QEP Resources Inc. subsidiary QEP Energy Co. is acquiring oil and gas properties in the Permian Basin for $950 million from EnerVest Ltd. and plans to sell noncore Midcontinent assets as it becomes more oil- and natural gas liquids-focused, the company said Monday.
The acquired properties, which give QEP “entry into a world-class light oil play” are in the Midland sub-basin, primarily in the West Texas counties of Martin and Andrews, which have been among the state’s top oil-producing counties (see Shale Daily, Oct. 31). The company is paying less than four times estimated 2015 adjusted earnings before interest, taxes, depreciation and amortization, QEP said.
“This acquisition is part of our continuing strategy to become more focused on crude oil and natural gas liquids,” said QEP CEO Chuck Stanley. “Our new ventures team has been actively focused on expanding our footprint in the world-class crude oil provinces of North America, first in the Williston Basin and now in the Permian Basin.
“We have evaluated numerous potential opportunities in the Permian, but until now, none have met our acquisition criteria.
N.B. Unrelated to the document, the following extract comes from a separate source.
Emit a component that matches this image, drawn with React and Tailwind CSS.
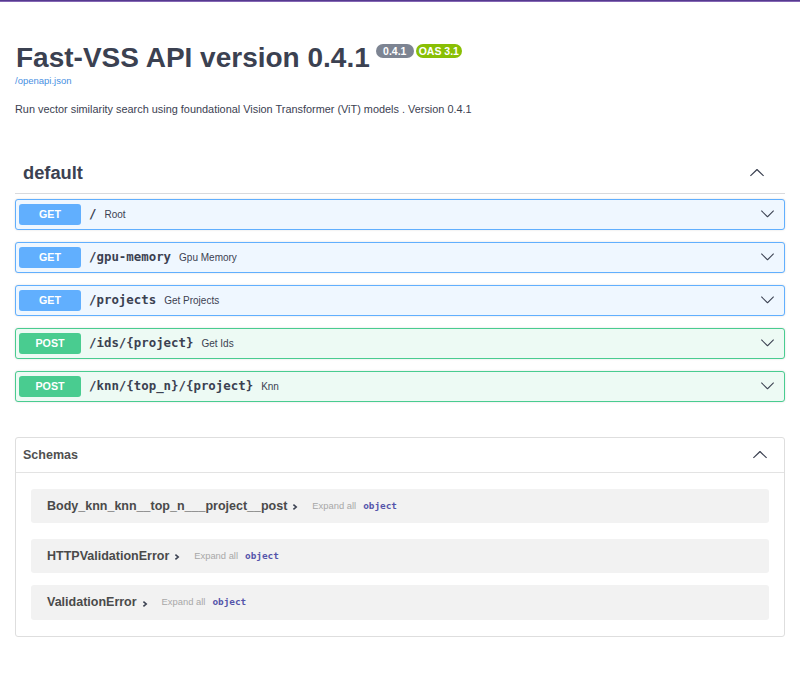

This acquisition allows us to leverage our competitive strength of drilling horizontal development wells in multi-pay, stacked reservoirs, and provides a 10-year inventory of crude oil drilling locations.”
During a conference call Monday to discuss the transaction, Stanley said the company’s business development and new ventures staff have been scouting deals in the Permian but until this one had not found one large enough to give QEP a decent foothold in the play. Stanley said there would likely be bolt-on acquisitions in the future but did not provide further details.
QEP is acquiring 26,519 net acres with an average working interest of 94%, a 75% net revenue interest and 264 vertical producing wells with nearby horizontal activity by industry peers. Current net production from the acquired properties is 6,700 boe/d, of which 68% is crude oil. Net proved reserves are estimated to be 47 million boe. Estimated net recoverable resources are 300 million boe. According to QEP, there are nine potential horizontal development targets over a 3,000 foot vertical section. There is the potential for more than 200 vertical and up to 775 horizontal drilling locations, QEP said.
Stanley told analysts the company plans to grow production from the acquired assets by 400% to more than 33,000 boe/d by 2018.
The Permian Basin has been a prime destination for E&P companies seeking wetter production as natural gas prices remain unattractive relative to those for oil. Last month, Tudor, Pickering, Holt & Co. said nearly 100 additional rigs will be moved to the U.S. onshore through 2014, with about half directed at the Permian (see Shale Daily, Nov. 19). As the march to the Permian continues, a midstream buildout is also under way (see Shale Daily, Dec. 2).
The acquisition will be funded with QEP’s revolving credit facility and cash with closing expected by the end of January. An “aggressive derivatives program” will put a floor under the value of the transaction, Stanley said.
QEP also said Monday that it expects to sell non-core E&P assets in the Midcontinent during the first half of 2014. These sales will be in the Granite Wash and/or Cana Woodford. Stanley declined when asked to say how much the sales might fetch.
Pro forma for these transactions, QEP spending will be focused on the oil-rich Williston and Permian basins, and the company’s liquids-rich gas assets in the Pinedale Anticline and the Lower Mesaverde play in the Uinta Basin. The company also has “dry gas optionality” in the Haynesville Shale for when natural gas prices improve.
“Along with the planned separation of QEP Field Services Co. [see Daily GPI, Dec. 2], the acquisition and the anticipated asset sales will continue the company’s transformation into a liquids-focused, pure-play E&P company with assets located in premier basins across North America,” Stanley said.